A Hungary Appetite
Having been away from my blog for nearly a month now, I am back and raring to wax lyrical about my foodie adventures over the last couple of weeks!
I wish I could say I’ve had a well-earned break, but actually its been more full-on than ever as the last month has taken me to the continent and to Cornwall on two very different culinary trips – not to mention holding down business at home!
The beginning of the month saw a brilliant trip to the capital of Hungary, Budapest. Maybe having a false preconception of this eastern European country, I was more than pleasantly surprised at this beautiful city. Divided into two provinces of Buda and Pest, separated by the Danube, Budapest is set to a stunning backdrop of classic Austrian architecture steeped in a rich political history of invasion and occupancy.
Consequently, the landlocked country of Hungary, and its social and political heart, Budapest, has become a melting pot of eastern European cuisines, whilst interestingly prioritising their primary ethnic group, the Magyars’, authentic dishes.

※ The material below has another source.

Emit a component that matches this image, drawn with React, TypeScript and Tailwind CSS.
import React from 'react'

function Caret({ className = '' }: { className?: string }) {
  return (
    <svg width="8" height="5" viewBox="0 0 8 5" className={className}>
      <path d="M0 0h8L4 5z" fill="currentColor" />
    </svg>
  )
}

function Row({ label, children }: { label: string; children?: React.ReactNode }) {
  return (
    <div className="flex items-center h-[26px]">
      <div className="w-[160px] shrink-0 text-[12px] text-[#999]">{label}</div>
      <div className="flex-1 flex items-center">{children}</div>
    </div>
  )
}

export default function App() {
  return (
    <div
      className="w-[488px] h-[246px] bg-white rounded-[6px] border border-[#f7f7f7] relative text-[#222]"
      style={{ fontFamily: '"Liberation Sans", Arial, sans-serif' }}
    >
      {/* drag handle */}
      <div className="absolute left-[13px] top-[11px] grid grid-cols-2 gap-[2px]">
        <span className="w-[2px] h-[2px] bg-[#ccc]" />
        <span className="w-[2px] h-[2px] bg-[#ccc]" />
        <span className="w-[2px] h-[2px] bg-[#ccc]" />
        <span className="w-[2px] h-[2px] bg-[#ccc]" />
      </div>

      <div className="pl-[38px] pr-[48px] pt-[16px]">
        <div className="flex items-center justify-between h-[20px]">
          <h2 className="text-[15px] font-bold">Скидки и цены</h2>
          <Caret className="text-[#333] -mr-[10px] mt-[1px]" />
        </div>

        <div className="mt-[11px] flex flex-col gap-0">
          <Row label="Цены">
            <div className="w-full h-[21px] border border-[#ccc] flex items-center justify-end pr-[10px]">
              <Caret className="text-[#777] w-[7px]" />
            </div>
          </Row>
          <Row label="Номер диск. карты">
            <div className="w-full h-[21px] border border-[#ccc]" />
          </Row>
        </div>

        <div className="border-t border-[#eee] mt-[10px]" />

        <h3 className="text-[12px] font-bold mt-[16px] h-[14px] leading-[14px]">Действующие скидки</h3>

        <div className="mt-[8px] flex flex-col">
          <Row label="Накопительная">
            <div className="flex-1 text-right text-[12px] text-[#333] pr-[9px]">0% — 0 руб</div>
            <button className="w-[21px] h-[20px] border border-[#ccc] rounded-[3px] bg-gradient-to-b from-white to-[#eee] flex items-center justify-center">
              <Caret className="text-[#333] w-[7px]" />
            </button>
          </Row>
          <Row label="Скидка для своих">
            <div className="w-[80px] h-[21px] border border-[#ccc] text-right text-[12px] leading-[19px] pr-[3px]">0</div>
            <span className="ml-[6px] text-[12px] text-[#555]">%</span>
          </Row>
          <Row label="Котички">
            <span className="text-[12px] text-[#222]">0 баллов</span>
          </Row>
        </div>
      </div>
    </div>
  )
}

With a vegetarian in-tow, it was clear Hungarian cuisine has long been concentrated around meat! Due to the nomadic lifestyle of Magyar people, livestock was an essential part of everyday life, and has become the bread and butter of many national dishes. From soups to stews every meal at leasts begins with goulash, roughly translating as ‘Herdsman’s meal’, and nine times out of ten containing meat.
The one thing that struck me the most however, was the city’s reliance on food markets. Every district was adorned with another grand-gated food market teeming with shoppers and local producers. With brimming baskets in hand, locals would glide past the entrance to the supermarket preferring to choose the local produce bursting from every stall – it was clear why!
Stalls overflowing with fruit, vegetables, meat, spices, beans, bread and pastries round every single corner. Hungarians reliance on these markets was obvious purely based on the sheer quantity of stall holders offering the same produce – I’ve never see so many greengrocers, bakers and butchers all in the same market! I was in foodie heaven!
But with only hand luggage to spare, my purchases only included a sour cherry strudel (which lasted all of 2 minutes) and a packet of traditional Hungarian sweet paprika! Now back home in Blighty, and in need of some warming up, I decided a Hungarian soup was to be my next recipe!
Combining both the traditional goulash (Gulyas leves – meat and vegetable soup or stew) and bab leves (bean soup) I arrived at my wholesome pinto bean goulash soup. Hearty, warming and fantastically Hungarian, this is all you need on a grey autumn evening!
- 1 tbsp plain flour
- Salt and pepper
- 2 tbsp sweet paprika
- 500g stewing steak, cubed
- Rapeseed oil
- Knob of butter
- 1 large onion, roughly diced
- 2 large carrots, roughly diced
- 1 red pepper, roughly diced
- 1 large garlic clove, finely diced
- 2 tsp ground coriander
- 2 tbsp tomato puree
- 2 pints beef stock
- 2 bay leaf
- 1 can pinto beans
- Soured cream, to serve
- In a bowl, combine the flour, a pinch of salt and pepper and 2 tsp of paprika before coating the steak in the flour. Heat a dash of oil in a frying pan and brown off the meat in batches and set aside.
- In a large pan, heat melt the butter then add the onion and carrot. Cook for 4 – 5 to allow to soften before adding the pepper and garlic. Cook for a further 2 – 3 minutes then return the meat to the pan along with the remaining paprika and coriander. Stir well to allow the spices to coat the meat then add the tomato puree.
- Pour in the stock and add the bay leaves. Bring to the boil before turning down the heat. Gently simmer for 2 hours until the meat is tender and the sauce has thickened. Add the beans for the last 15 minutes of cooking and add a little more water if the sauce has thickened too much.
- Serve with a swirl of soured cream and an extra sprinkling of paprika.